● **TASK DIRECTIONS**: Each line below should be retyped exactly, with no pictures.
□ □ □ □
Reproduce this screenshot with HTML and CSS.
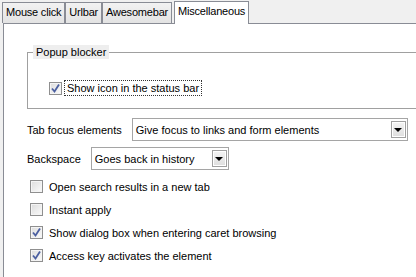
FILE: index.html
```html
<!DOCTYPE html>
<html lang="en">
<head>
    <meta charset="UTF-8" />
    <title>Miscellaneous</title>
    <link rel="stylesheet" href="styles.css">
</head>
<body>

<div class="tabs">
    <div class="tab">Mouse click</div>
    <div class="tab">Urlbar</div>
    <div class="tab">Awesomebar</div>
    <div class="tab selected">Miscellaneous</div>
</div>

<div class="panel">
    <fieldset class="group">
        <legend>Popup blocker</legend>
        <div class="check-row">
            <span class="box checked">
                <svg width="11" height="11" viewBox="0 0 11 11"><path d="M2 5.5 L4.5 8.5 L9 1.5" fill="none" stroke="#4b5fa0" stroke-width="1.8"/></svg>
            </span>
            <span class="focus-label">Show icon in the status bar</span>
        </div>
    </fieldset>

    <div class="field-row first">
        <span class="field-label">Tab focus elements</span>
        <div class="select wide">
            <span class="select-text">Give focus to links and form elements</span>
            <span class="drop"><span class="arrow"></span></span>
        </div>
    </div>

    <div class="field-row">
        <span class="field-label">Backspace</span>
        <div class="select narrow">
            <span class="select-text">Goes back in history</span>
            <span class="drop"><span class="arrow"></span></span>
        </div>
    </div>

    <div class="options">
        <div class="check-row">
            <span class="box"></span>
            <span>Open search results in a new tab</span>
        </div>
        <div class="check-row">
            <span class="box"></span>
            <span>Instant apply</span>
        </div>
        <div class="check-row">
            <span class="box checked">
                <svg width="11" height="11" viewBox="0 0 11 11"><path d="M2 5.5 L4.5 8.5 L9 1.5" fill="none" stroke="#4b5fa0" stroke-width="1.8"/></svg>
            </span>
            <span>Show dialog box when entering caret browsing</span>
        </div>
        <div class="check-row">
            <span class="box checked">
                <svg width="11" height="11" viewBox="0 0 11 11"><path d="M2 5.5 L4.5 8.5 L9 1.5" fill="none" stroke="#4b5fa0" stroke-width="1.8"/></svg>
            </span>
            <span>Access key activates the element</span>
        </div>
    </div>
</div>

</body>
</html>
```

FILE: styles.css
```css
html, body {
    height: 100%;
}
body {
    margin: 0;
    background-color: #f0f0f0;
    font-family: "Liberation Sans", Arial, sans-serif;
    font-size: 11px;
    color: #000;
    display: flex;
    flex-direction: column;
    overflow: hidden;
}
.tabs {
    display: flex;
    align-items: flex-end;
    padding: 2px 0 0 2px;
    height: 21px;
    box-sizing: content-box;
}
.tab {
    height: 20px;
    line-height: 19px;
    padding: 0 3px;
    border: 1px solid #898c95;
    border-bottom: 0;
    background: linear-gradient(#f2f2f2, #e3e3e3);
    font-size: 11px;
    letter-spacing: -0.2px;
}
.tab.selected {
    position: relative;
    height: 22px;
    line-height: 19px;
    margin: 0 0 -1px 2px;
    padding: 0 3px;
    background: #fff;
}
.panel {
    flex: 1;
    background: #fff;
    border-top: 1px solid #898c95;
    border-left: 1px solid #898c95;
    margin-left: 3px;
    padding-left: 23px;
    overflow: hidden;
}
.group {
    margin: 21px -20px 0 0;
    padding: 20px 0 11px 21px;
    border: 1px solid #a0a0a0;
    border-right: 0;
}
.group legend {
    margin-left: -16px;
    padding: 0 3px;
    line-height: 14px;
    background: #eeeeee;
}
.check-row {
    display: flex;
    align-items: center;
    height: 23px;
}
.group .check-row {
    height: 18px;
}
.box {
    width: 11px;
    height: 11px;
    border: 1px solid #8f8f8f;
    background: linear-gradient(135deg, #dcdcdc, #fbfbfb);
    box-shadow: inset 0 0 0 1px #f4f4f4;
    margin-right: 6px;
    display: flex;
}
.options .box {
    margin-left: 3px;
}
.focus-label {
    border: 1px dotted #333;
    padding: 1px 2px 1px 2px;
    margin-left: -4px;
}
.field-row {
    display: flex;
    align-items: center;
    gap: 10px;
    margin-top: 6px;
}
.field-row.first {
    margin-top: 9px;
}
.select {
    display: flex;
    align-items: center;
    height: 21px;
    border: 1px solid #a5a5a5;
    padding: 0 1px 0 3px;
}
.select.wide {
    width: 270px;
}
.select.narrow {
    width: 132px;
}
.select-text {
    flex: 1;
}
.drop {
    width: 13px;
    height: 15px;
    border: 1px solid #a0a0a0;
    box-shadow: inset 0 0 0 1px #fff;
    background: linear-gradient(#f4f4f4, #dedede);
    display: flex;
    align-items: center;
    justify-content: center;
}
.arrow {
    width: 0;
    height: 0;
    border-left: 4px solid transparent;
    border-right: 4px solid transparent;
    border-top: 4px solid #000;
}
.options {
    margin-top: 5px;
}
```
□ □ □ □
● **SOLUTION TO THIS PROBLEM**:
Reproduce this screenshot with HTML and CSS.
FILE: index.html
```html
<!DOCTYPE html>
<html lang="en">
<head>
    <meta charset="UTF-8" />
    <title>Miscellaneous</title>
    <link rel="stylesheet" href="styles.css">
</head>
<body>

<div class="tabs">
    <div class="tab">Mouse click</div>
    <div class="tab">Urlbar</div>
    <div class="tab">Awesomebar</div>
    <div class="tab selected">Miscellaneous</div>
</div>

<div class="panel">
    <fieldset class="group">
        <legend>Popup blocker</legend>
        <div class="check-row">
            <span class="box checked">
                <svg width="11" height="11" viewBox="0 0 11 11"><path d="M2 5.5 L4.5 8.5 L9 1.5" fill="none" stroke="#4b5fa0" stroke-width="1.8"/></svg>
            </span>
            <span class="focus-label">Show icon in the status bar</span>
        </div>
    </fieldset>

    <div class="field-row first">
        <span class="field-label">Tab focus elements</span>
        <div class="select wide">
            <span class="select-text">Give focus to links and form elements</span>
            <span class="drop"><span class="arrow"></span></span>
        </div>
    </div>

    <div class="field-row">
        <span class="field-label">Backspace</span>
        <div class="select narrow">
            <span class="select-text">Goes back in history</span>
            <span class="drop"><span class="arrow"></span></span>
        </div>
    </div>

    <div class="options">
        <div class="check-row">
            <span class="box"></span>
            <span>Open search results in a new tab</span>
        </div>
        <div class="check-row">
            <span class="box"></span>
            <span>Instant apply</span>
        </div>
        <div class="check-row">
            <span class="box checked">
                <svg width="11" height="11" viewBox="0 0 11 11"><path d="M2 5.5 L4.5 8.5 L9 1.5" fill="none" stroke="#4b5fa0" stroke-width="1.8"/></svg>
            </span>
            <span>Show dialog box when entering caret browsing</span>
        </div>
        <div class="check-row">
            <span class="box checked">
                <svg width="11" height="11" viewBox="0 0 11 11"><path d="M2 5.5 L4.5 8.5 L9 1.5" fill="none" stroke="#4b5fa0" stroke-width="1.8"/></svg>
            </span>
            <span>Access key activates the element</span>
        </div>
    </div>
</div>

</body>
</html>
```

FILE: styles.css
```css
html, body {
    height: 100%;
}
body {
    margin: 0;
    background-color: #f0f0f0;
    font-family: "Liberation Sans", Arial, sans-serif;
    font-size: 11px;
    color: #000;
    display: flex;
    flex-direction: column;
    overflow: hidden;
}
.tabs {
    display: flex;
    align-items: flex-end;
    padding: 2px 0 0 2px;
    height: 21px;
    box-sizing: content-box;
}
.tab {
    height: 20px;
    line-height: 19px;
    padding: 0 3px;
    border: 1px solid #898c95;
    border-bottom: 0;
    background: linear-gradient(#f2f2f2, #e3e3e3);
    font-size: 11px;
    letter-spacing: -0.2px;
}
.tab.selected {
    position: relative;
    height: 22px;
    line-height: 19px;
    margin: 0 0 -1px 2px;
    padding: 0 3px;
    background: #fff;
}
.panel {
    flex: 1;
    background: #fff;
    border-top: 1px solid #898c95;
    border-left: 1px solid #898c95;
    margin-left: 3px;
    padding-left: 23px;
    overflow: hidden;
}
.group {
    margin: 21px -20px 0 0;
    padding: 20px 0 11px 21px;
    border: 1px solid #a0a0a0;
    border-right: 0;
}
.group legend {
    margin-left: -16px;
    padding: 0 3px;
    line-height: 14px;
    background: #eeeeee;
}
.check-row {
    display: flex;
    align-items: center;
    height: 23px;
}
.group .check-row {
    height: 18px;
}
.box {
    width: 11px;
    height: 11px;
    border: 1px solid #8f8f8f;
    background: linear-gradient(135deg, #dcdcdc, #fbfbfb);
    box-shadow: inset 0 0 0 1px #f4f4f4;
    margin-right: 6px;
    display: flex;
}
.options .box {
    margin-left: 3px;
}
.focus-label {
    border: 1px dotted #333;
    padding: 1px 2px 1px 2px;
    margin-left: -4px;
}
.field-row {
    display: flex;
    align-items: center;
    gap: 10px;
    margin-top: 6px;
}
.field-row.first {
    margin-top: 9px;
}
.select {
    display: flex;
    align-items: center;
    height: 21px;
    border: 1px solid #a5a5a5;
    padding: 0 1px 0 3px;
}
.select.wide {
    width: 270px;
}
.select.narrow {
    width: 132px;
}
.select-text {
    flex: 1;
}
.drop {
    width: 13px;
    height: 15px;
    border: 1px solid #a0a0a0;
    box-shadow: inset 0 0 0 1px #fff;
    background: linear-gradient(#f4f4f4, #dedede);
    display: flex;
    align-items: center;
    justify-content: center;
}
.arrow {
    width: 0;
    height: 0;
    border-left: 4px solid transparent;
    border-right: 4px solid transparent;
    border-top: 4px solid #000;
}
.options {
    margin-top: 5px;
}
```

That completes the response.